WRITTEN PROBLEM: Give every line back verbatim, dropping all images.

++++++++++

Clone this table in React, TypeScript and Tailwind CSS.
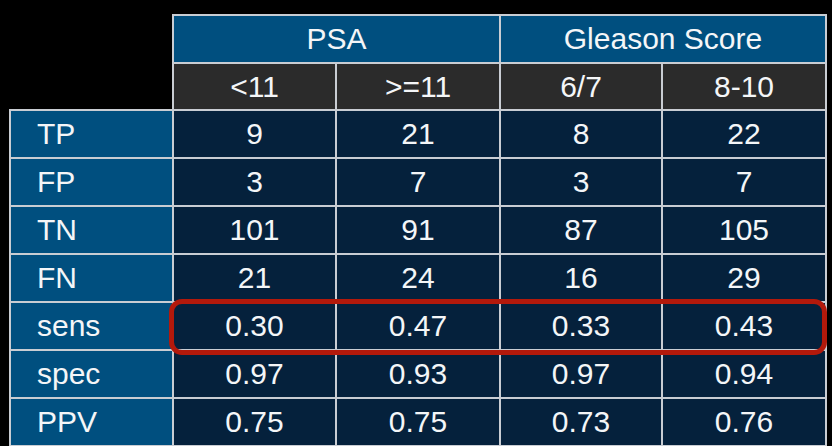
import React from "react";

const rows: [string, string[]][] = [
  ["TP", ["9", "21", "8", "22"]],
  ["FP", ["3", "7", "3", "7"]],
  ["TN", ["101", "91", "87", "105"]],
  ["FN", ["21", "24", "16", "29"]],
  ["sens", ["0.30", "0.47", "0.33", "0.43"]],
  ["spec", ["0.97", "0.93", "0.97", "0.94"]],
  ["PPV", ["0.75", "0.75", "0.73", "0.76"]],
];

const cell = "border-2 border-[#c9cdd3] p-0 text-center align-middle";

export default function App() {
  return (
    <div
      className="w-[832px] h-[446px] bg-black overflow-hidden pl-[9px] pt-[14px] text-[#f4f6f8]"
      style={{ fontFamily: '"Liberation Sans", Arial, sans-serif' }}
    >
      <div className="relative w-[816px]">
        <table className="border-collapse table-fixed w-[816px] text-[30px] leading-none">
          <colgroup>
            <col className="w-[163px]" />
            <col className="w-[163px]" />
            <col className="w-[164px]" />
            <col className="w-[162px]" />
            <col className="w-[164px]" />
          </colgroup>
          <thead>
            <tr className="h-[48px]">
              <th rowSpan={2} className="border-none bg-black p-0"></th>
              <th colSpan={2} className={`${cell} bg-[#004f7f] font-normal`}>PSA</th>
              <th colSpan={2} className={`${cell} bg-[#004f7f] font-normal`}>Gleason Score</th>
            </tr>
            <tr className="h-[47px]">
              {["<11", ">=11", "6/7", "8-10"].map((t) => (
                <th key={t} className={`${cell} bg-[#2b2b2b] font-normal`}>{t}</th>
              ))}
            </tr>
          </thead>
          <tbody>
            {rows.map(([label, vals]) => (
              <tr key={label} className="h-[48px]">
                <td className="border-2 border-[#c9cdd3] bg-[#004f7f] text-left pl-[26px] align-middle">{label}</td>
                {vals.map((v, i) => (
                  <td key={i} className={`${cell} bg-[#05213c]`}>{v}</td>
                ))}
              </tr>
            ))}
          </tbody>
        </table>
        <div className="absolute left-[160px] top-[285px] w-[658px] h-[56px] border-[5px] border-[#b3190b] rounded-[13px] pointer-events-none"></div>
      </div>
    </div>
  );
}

++++++++++

FINAL RESULT:
Clone this table in React, TypeScript and Tailwind CSS.
import React from "react";

const rows: [string, string[]][] = [
  ["TP", ["9", "21", "8", "22"]],
  ["FP", ["3", "7", "3", "7"]],
  ["TN", ["101", "91", "87", "105"]],
  ["FN", ["21", "24", "16", "29"]],
  ["sens", ["0.30", "0.47", "0.33", "0.43"]],
  ["spec", ["0.97", "0.93", "0.97", "0.94"]],
  ["PPV", ["0.75", "0.75", "0.73", "0.76"]],
];

const cell = "border-2 border-[#c9cdd3] p-0 text-center align-middle";

export default function App() {
  return (
    <div
      className="w-[832px] h-[446px] bg-black overflow-hidden pl-[9px] pt-[14px] text-[#f4f6f8]"
      style={{ fontFamily: '"Liberation Sans", Arial, sans-serif' }}
    >
      <div className="relative w-[816px]">
        <table className="border-collapse table-fixed w-[816px] text-[30px] leading-none">
          <colgroup>
            <col className="w-[163px]" />
            <col className="w-[163px]" />
            <col className="w-[164px]" />
            <col className="w-[162px]" />
            <col className="w-[164px]" />
          </colgroup>
          <thead>
            <tr className="h-[48px]">
              <th rowSpan={2} className="border-none bg-black p-0"></th>
              <th colSpan={2} className={`${cell} bg-[#004f7f] font-normal`}>PSA</th>
              <th colSpan={2} className={`${cell} bg-[#004f7f] font-normal`}>Gleason Score</th>
            </tr>
            <tr className="h-[47px]">
              {["<11", ">=11", "6/7", "8-10"].map((t) => (
                <th key={t} className={`${cell} bg-[#2b2b2b] font-normal`}>{t}</th>
              ))}
            </tr>
          </thead>
          <tbody>
            {rows.map(([label, vals]) => (
              <tr key={label} className="h-[48px]">
                <td className="border-2 border-[#c9cdd3] bg-[#004f7f] text-left pl-[26px] align-middle">{label}</td>
                {vals.map((v, i) => (
                  <td key={i} className={`${cell} bg-[#05213c]`}>{v}</td>
                ))}
              </tr>
            ))}
          </tbody>
        </table>
        <div className="absolute left-[160px] top-[285px] w-[658px] h-[56px] border-[5px] border-[#b3190b] rounded-[13px] pointer-events-none"></div>
      </div>
    </div>
  );
}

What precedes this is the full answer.